Put another way, why do the most popular sports and their already over-exposed pros need another chance to perform? What do such competitions prove?

Now ask the same questions of golf. By my reckoning, golf is probably the second-most worldly sport after soccer. How many more “international” events do we need when we already have Ryder Cups, Presidents Cups, Walker Cups, Curtis Cups, World Golf Championships, and professional tournaments in every corner of the globe? And it’s called the “World Ranking” for a reason. (As of July 4, the top 150 players represented 28 countries, from every continent but Antarctica.)
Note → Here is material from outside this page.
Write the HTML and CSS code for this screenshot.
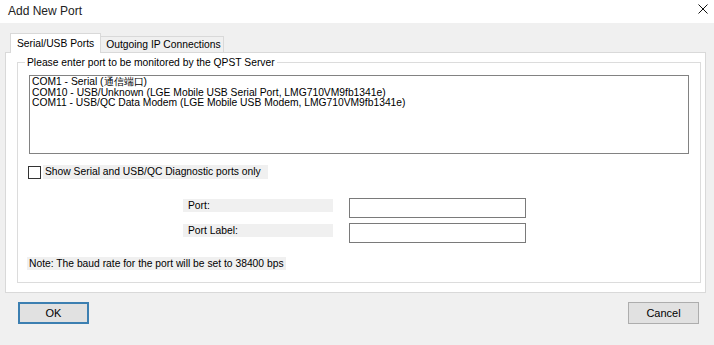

When golf’s governing bodies were campaigning for its return to the Olympics a decade ago, one of the arguments made was that it would bring the game to new audiences in places like Africa and the Far East. Which sounds like a laudable goal, but always struck me as less altruistic and more avaricious—a way to sell more equipment, design more courses, and employ more club pros. Golf develops where there is an economy to sustain it, as is happening throughout Asia and will happen in the few other golf-starved parts of the world after other, more serious, deficiencies are addressed.

But honestly, judging solely by where professional golf tours exist today, the game is already pretty global.

More than one pundit has said that when the International Olympic Committee reinstated golf to the Olympics, an action it announced in 2009, it didn’t so much want international golf as it wanted Tiger Woods. How’d that work out?

From today’s perch, it would have been interesting, were Tiger able to play and qualify for the U.S. team, if he would be going to Rio or joining Rory, Jason, Louis, Hideki, Adam, and the other notables who are staying home claiming Zika or other “personal” concerns as the reason.

As long as golf is in this year’s Olympics—as it will be again in Japan in 2020; after that, we’ll have to see if it gets re-upped—I want ALL the pros to stay home. They don’t even have to come up with a reason. I’ll give them one: Golf does not belong.